**Written problem**:
Transcribe every line exactly and omit anything that is a picture.

**Given information**:
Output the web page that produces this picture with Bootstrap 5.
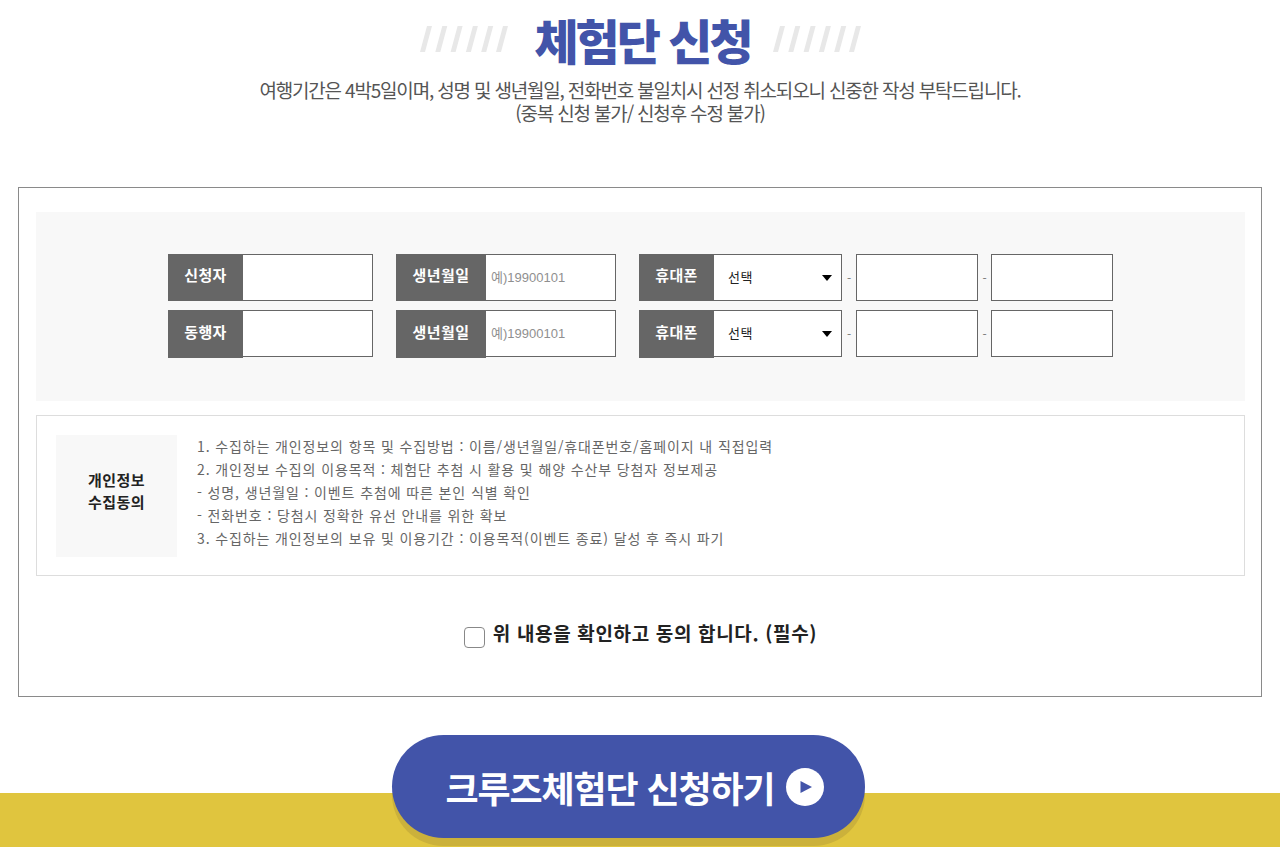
<!DOCTYPE html>
<html lang="ko">
<head>
<meta charset="utf-8">
<title>체험단 신청</title>
<link href="https://cdn.jsdelivr.net/npm/bootstrap@5.3.0/dist/css/bootstrap.min.css" rel="stylesheet">
<style>
html,body{height:847px;overflow:hidden;background:#fff}
body{font-family:"Noto Sans CJK KR","Liberation Sans",sans-serif;color:#222}
.hero{height:187px;padding-top:10px}
.hero-head{height:58px}
.hero-title{font-size:48px;font-weight:900;letter-spacing:-3px;line-height:58px;color:#4254a9;margin:0 21px 0 26px;width:218px;white-space:nowrap}
.hero-desc{font-size:19px;letter-spacing:-1.18px;line-height:23px;color:#555;margin:10px 0 0}
.frame{margin:0 18px;height:510px;border:1px solid #8a8a8a;padding:24px 16px 0 17px}
.form-zone{background:#f8f8f8;height:189px;padding-top:42px;gap:9px}
.form-line{height:47px}
.tag{background:#666;color:#fff;font-size:15px;font-weight:700;letter-spacing:.4px;height:47px;line-height:42px;text-align:center;flex:none}
.tag-s{width:75px}
.tag-m{width:90px}
.tag-low{height:48px;line-height:44px;align-self:flex-start}
.field{border:1px solid #666;border-left:0;border-radius:0;height:47px;padding:0 5px;font-family:"Liberation Sans","Noto Sans CJK KR",sans-serif;font-size:13px;box-shadow:none;flex:none}
.field::placeholder{color:#8f8f8f;opacity:1}
.w-a{width:130px;margin-right:23px}
.w-b{width:130px;margin-right:23px}
.pick{width:128px;height:47px;border:1px solid #666;border-left:0;border-radius:0;font-family:"Noto Sans CJK KR",sans-serif;font-size:13px;letter-spacing:.6px;line-height:43px;color:#222;padding:0 14px 2px;flex:none;box-shadow:none;background-size:12px 8px;background-position:right 8px center;background-image:url("data:image/svg+xml,%3Csvg xmlns='http://www.w3.org/2000/svg' viewBox='0 0 12 8'%3E%3Cpath d='M1 1h10L6 7z' fill='%23000'/%3E%3C/svg%3E")}
.dash{width:14px;text-align:center;color:#777;font-size:12px;flex:none}
.num{width:122px;border-left:1px solid #666}
.dash-b{width:13px}
.agree{margin-top:14px;height:161px;border:1px solid #ddd;padding:19px;gap:20px}
.agree-head{width:121px;height:122px;background:#f8f8f8;font-size:15px;letter-spacing:.4px;font-weight:700;line-height:22px;color:#222;flex:none;padding-bottom:10px}
.agree-text{font-size:14px;letter-spacing:.88px;line-height:23px;color:#666;margin:0}
.check-line{height:120px;gap:8px;padding-bottom:6px}
.tick{width:21px;height:21px;margin:8px 0 0;border:1px solid #888;border-radius:3px;flex:none}
.check-line label{font-size:19px;letter-spacing:.65px;font-weight:700;color:#222;line-height:24px}
.cta-zone{margin-top:38px;position:relative}
.cta{width:473px;height:103px;border:0;border-radius:52px;background:#4254a9;color:#fff;font-size:36px;font-weight:700;letter-spacing:-1.1px;gap:11px;padding:0 0 0 12px;box-shadow:0 8px 0 rgba(60,50,40,.13);margin:0 0 -45px 392px;position:relative;z-index:1}
.cta:hover{background:#4254a9;color:#fff}
.band{height:54px;background:#e0c53e}
</style>
</head>
<body>
<header class="hero text-center">
  <div class="hero-head d-flex justify-content-center align-items-center">
    <svg width="88" height="26" viewBox="0 0 88 26" aria-hidden="true"><path fill="#e8e8e8" d="M0 26h5L12 0H7zM15.300 26h5l7-26h-5zM30.600 26h5l7-26h-5zM45.900 26h5l7-26h-5zM61.200 26h5l7-26h-5zM76 26h5l7-26h-5z"/></svg>
    <h1 class="hero-title">체험단 신청</h1>
    <svg width="88" height="26" viewBox="0 0 88 26" aria-hidden="true"><path fill="#e8e8e8" d="M0 26h5L12 0H7zM15.300 26h5l7-26h-5zM30.600 26h5l7-26h-5zM45.900 26h5l7-26h-5zM61.200 26h5l7-26h-5zM76 26h5l7-26h-5z"/></svg>
  </div>
  <p class="hero-desc">여행기간은 4박5일이며, 성명 및 생년월일, 전화번호 불일치시 선정 취소되오니 신중한 작성 부탁드립니다.<br>(중복 신청 불가/ 신청후 수정 불가)</p>
</header>
<main class="frame">
  <div class="form-zone d-flex flex-column">
    <div class="form-line d-flex justify-content-center align-items-center">
      <span class="tag tag-s">신청자</span><input class="form-control field w-a" type="text" aria-label="신청자">
      <span class="tag tag-m">생년월일</span><input class="form-control field w-b" type="text" placeholder="예)19900101" aria-label="생년월일">
      <span class="tag tag-s">휴대폰</span><select class="form-select pick" aria-label="휴대폰"><option>선택</option></select>
      <span class="dash">-</span><input class="form-control field num" type="text" aria-label="가운데 번호"><span class="dash dash-b">-</span><input class="form-control field num" type="text" aria-label="끝 번호">
    </div>
    <div class="form-line d-flex justify-content-center align-items-center">
      <span class="tag tag-s tag-low">동행자</span><input class="form-control field w-a" type="text" aria-label="동행자">
      <span class="tag tag-m tag-low">생년월일</span><input class="form-control field w-b" type="text" placeholder="예)19900101" aria-label="생년월일">
      <span class="tag tag-s tag-low">휴대폰</span><select class="form-select pick" aria-label="휴대폰"><option>선택</option></select>
      <span class="dash">-</span><input class="form-control field num" type="text" aria-label="가운데 번호"><span class="dash dash-b">-</span><input class="form-control field num" type="text" aria-label="끝 번호">
    </div>
  </div>
  <section class="agree d-flex">
    <div class="agree-head d-flex align-items-center justify-content-center text-center">개인정보<br>수집동의</div>
    <p class="agree-text">1. 수집하는 개인정보의 항목 및 수집방법 : 이름/생년월일/휴대폰번호/홈페이지 내 직접입력<br>2. 개인정보 수집의 이용목적 : 체험단 추첨 시 활용 및 해양 수산부 당첨자 정보제공<br>- 성명, 생년월일 : 이벤트 추첨에 따른 본인 식별 확인<br>- 전화번호 : 당첨시 정확한 유선 안내를 위한 확보<br>3. 수집하는 개인정보의 보유 및 이용기간 : 이용목적(이벤트 종료) 달성 후 즉시 파기</p>
  </section>
  <div class="check-line d-flex justify-content-center align-items-center">
    <input class="form-check-input tick" type="checkbox" id="agreeCheck">
    <label for="agreeCheck">위 내용을 확인하고 동의 합니다. (필수)</label>
  </div>
</main>
<div class="cta-zone">
  <button type="button" class="btn cta d-flex align-items-center justify-content-center">크루즈체험단 신청하기
    <svg width="38" height="38" viewBox="0 0 38 38" aria-hidden="true"><circle cx="19" cy="19" r="19" fill="#fff"/><path d="M14.500 13L26 19 14.500 25z" fill="#4254a9"/></svg>
  </button>
  <div class="band"></div>
</div>
<script src="https://cdn.jsdelivr.net/npm/bootstrap@5.3.0/dist/js/bootstrap.bundle.min.js"></script>
</body>
</html>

**Result of the task**:
Output the web page that produces this picture with Bootstrap 5.
<!DOCTYPE html>
<html lang="ko">
<head>
<meta charset="utf-8">
<title>체험단 신청</title>
<link href="https://cdn.jsdelivr.net/npm/bootstrap@5.3.0/dist/css/bootstrap.min.css" rel="stylesheet">
<style>
html,body{height:847px;overflow:hidden;background:#fff}
body{font-family:"Noto Sans CJK KR","Liberation Sans",sans-serif;color:#222}
.hero{height:187px;padding-top:10px}
.hero-head{height:58px}
.hero-title{font-size:48px;font-weight:900;letter-spacing:-3px;line-height:58px;color:#4254a9;margin:0 21px 0 26px;width:218px;white-space:nowrap}
.hero-desc{font-size:19px;letter-spacing:-1.18px;line-height:23px;color:#555;margin:10px 0 0}
.frame{margin:0 18px;height:510px;border:1px solid #8a8a8a;padding:24px 16px 0 17px}
.form-zone{background:#f8f8f8;height:189px;padding-top:42px;gap:9px}
.form-line{height:47px}
.tag{background:#666;color:#fff;font-size:15px;font-weight:700;letter-spacing:.4px;height:47px;line-height:42px;text-align:center;flex:none}
.tag-s{width:75px}
.tag-m{width:90px}
.tag-low{height:48px;line-height:44px;align-self:flex-start}
.field{border:1px solid #666;border-left:0;border-radius:0;height:47px;padding:0 5px;font-family:"Liberation Sans","Noto Sans CJK KR",sans-serif;font-size:13px;box-shadow:none;flex:none}
.field::placeholder{color:#8f8f8f;opacity:1}
.w-a{width:130px;margin-right:23px}
.w-b{width:130px;margin-right:23px}
.pick{width:128px;height:47px;border:1px solid #666;border-left:0;border-radius:0;font-family:"Noto Sans CJK KR",sans-serif;font-size:13px;letter-spacing:.6px;line-height:43px;color:#222;padding:0 14px 2px;flex:none;box-shadow:none;background-size:12px 8px;background-position:right 8px center;background-image:url("data:image/svg+xml,%3Csvg xmlns='http://www.w3.org/2000/svg' viewBox='0 0 12 8'%3E%3Cpath d='M1 1h10L6 7z' fill='%23000'/%3E%3C/svg%3E")}
.dash{width:14px;text-align:center;color:#777;font-size:12px;flex:none}
.num{width:122px;border-left:1px solid #666}
.dash-b{width:13px}
.agree{margin-top:14px;height:161px;border:1px solid #ddd;padding:19px;gap:20px}
.agree-head{width:121px;height:122px;background:#f8f8f8;font-size:15px;letter-spacing:.4px;font-weight:700;line-height:22px;color:#222;flex:none;padding-bottom:10px}
.agree-text{font-size:14px;letter-spacing:.88px;line-height:23px;color:#666;margin:0}
.check-line{height:120px;gap:8px;padding-bottom:6px}
.tick{width:21px;height:21px;margin:8px 0 0;border:1px solid #888;border-radius:3px;flex:none}
.check-line label{font-size:19px;letter-spacing:.65px;font-weight:700;color:#222;line-height:24px}
.cta-zone{margin-top:38px;position:relative}
.cta{width:473px;height:103px;border:0;border-radius:52px;background:#4254a9;color:#fff;font-size:36px;font-weight:700;letter-spacing:-1.1px;gap:11px;padding:0 0 0 12px;box-shadow:0 8px 0 rgba(60,50,40,.13);margin:0 0 -45px 392px;position:relative;z-index:1}
.cta:hover{background:#4254a9;color:#fff}
.band{height:54px;background:#e0c53e}
</style>
</head>
<body>
<header class="hero text-center">
  <div class="hero-head d-flex justify-content-center align-items-center">
    <svg width="88" height="26" viewBox="0 0 88 26" aria-hidden="true"><path fill="#e8e8e8" d="M0 26h5L12 0H7zM15.300 26h5l7-26h-5zM30.600 26h5l7-26h-5zM45.900 26h5l7-26h-5zM61.200 26h5l7-26h-5zM76 26h5l7-26h-5z"/></svg>
    <h1 class="hero-title">체험단 신청</h1>
    <svg width="88" height="26" viewBox="0 0 88 26" aria-hidden="true"><path fill="#e8e8e8" d="M0 26h5L12 0H7zM15.300 26h5l7-26h-5zM30.600 26h5l7-26h-5zM45.900 26h5l7-26h-5zM61.200 26h5l7-26h-5zM76 26h5l7-26h-5z"/></svg>
  </div>
  <p class="hero-desc">여행기간은 4박5일이며, 성명 및 생년월일, 전화번호 불일치시 선정 취소되오니 신중한 작성 부탁드립니다.<br>(중복 신청 불가/ 신청후 수정 불가)</p>
</header>
<main class="frame">
  <div class="form-zone d-flex flex-column">
    <div class="form-line d-flex justify-content-center align-items-center">
      <span class="tag tag-s">신청자</span><input class="form-control field w-a" type="text" aria-label="신청자">
      <span class="tag tag-m">생년월일</span><input class="form-control field w-b" type="text" placeholder="예)19900101" aria-label="생년월일">
      <span class="tag tag-s">휴대폰</span><select class="form-select pick" aria-label="휴대폰"><option>선택</option></select>
      <span class="dash">-</span><input class="form-control field num" type="text" aria-label="가운데 번호"><span class="dash dash-b">-</span><input class="form-control field num" type="text" aria-label="끝 번호">
    </div>
    <div class="form-line d-flex justify-content-center align-items-center">
      <span class="tag tag-s tag-low">동행자</span><input class="form-control field w-a" type="text" aria-label="동행자">
      <span class="tag tag-m tag-low">생년월일</span><input class="form-control field w-b" type="text" placeholder="예)19900101" aria-label="생년월일">
      <span class="tag tag-s tag-low">휴대폰</span><select class="form-select pick" aria-label="휴대폰"><option>선택</option></select>
      <span class="dash">-</span><input class="form-control field num" type="text" aria-label="가운데 번호"><span class="dash dash-b">-</span><input class="form-control field num" type="text" aria-label="끝 번호">
    </div>
  </div>
  <section class="agree d-flex">
    <div class="agree-head d-flex align-items-center justify-content-center text-center">개인정보<br>수집동의</div>
    <p class="agree-text">1. 수집하는 개인정보의 항목 및 수집방법 : 이름/생년월일/휴대폰번호/홈페이지 내 직접입력<br>2. 개인정보 수집의 이용목적 : 체험단 추첨 시 활용 및 해양 수산부 당첨자 정보제공<br>- 성명, 생년월일 : 이벤트 추첨에 따른 본인 식별 확인<br>- 전화번호 : 당첨시 정확한 유선 안내를 위한 확보<br>3. 수집하는 개인정보의 보유 및 이용기간 : 이용목적(이벤트 종료) 달성 후 즉시 파기</p>
  </section>
  <div class="check-line d-flex justify-content-center align-items-center">
    <input class="form-check-input tick" type="checkbox" id="agreeCheck">
    <label for="agreeCheck">위 내용을 확인하고 동의 합니다. (필수)</label>
  </div>
</main>
<div class="cta-zone">
  <button type="button" class="btn cta d-flex align-items-center justify-content-center">크루즈체험단 신청하기
    <svg width="38" height="38" viewBox="0 0 38 38" aria-hidden="true"><circle cx="19" cy="19" r="19" fill="#fff"/><path d="M14.500 13L26 19 14.500 25z" fill="#4254a9"/></svg>
  </button>
  <div class="band"></div>
</div>
<script src="https://cdn.jsdelivr.net/npm/bootstrap@5.3.0/dist/js/bootstrap.bundle.min.js"></script>
</body>
</html>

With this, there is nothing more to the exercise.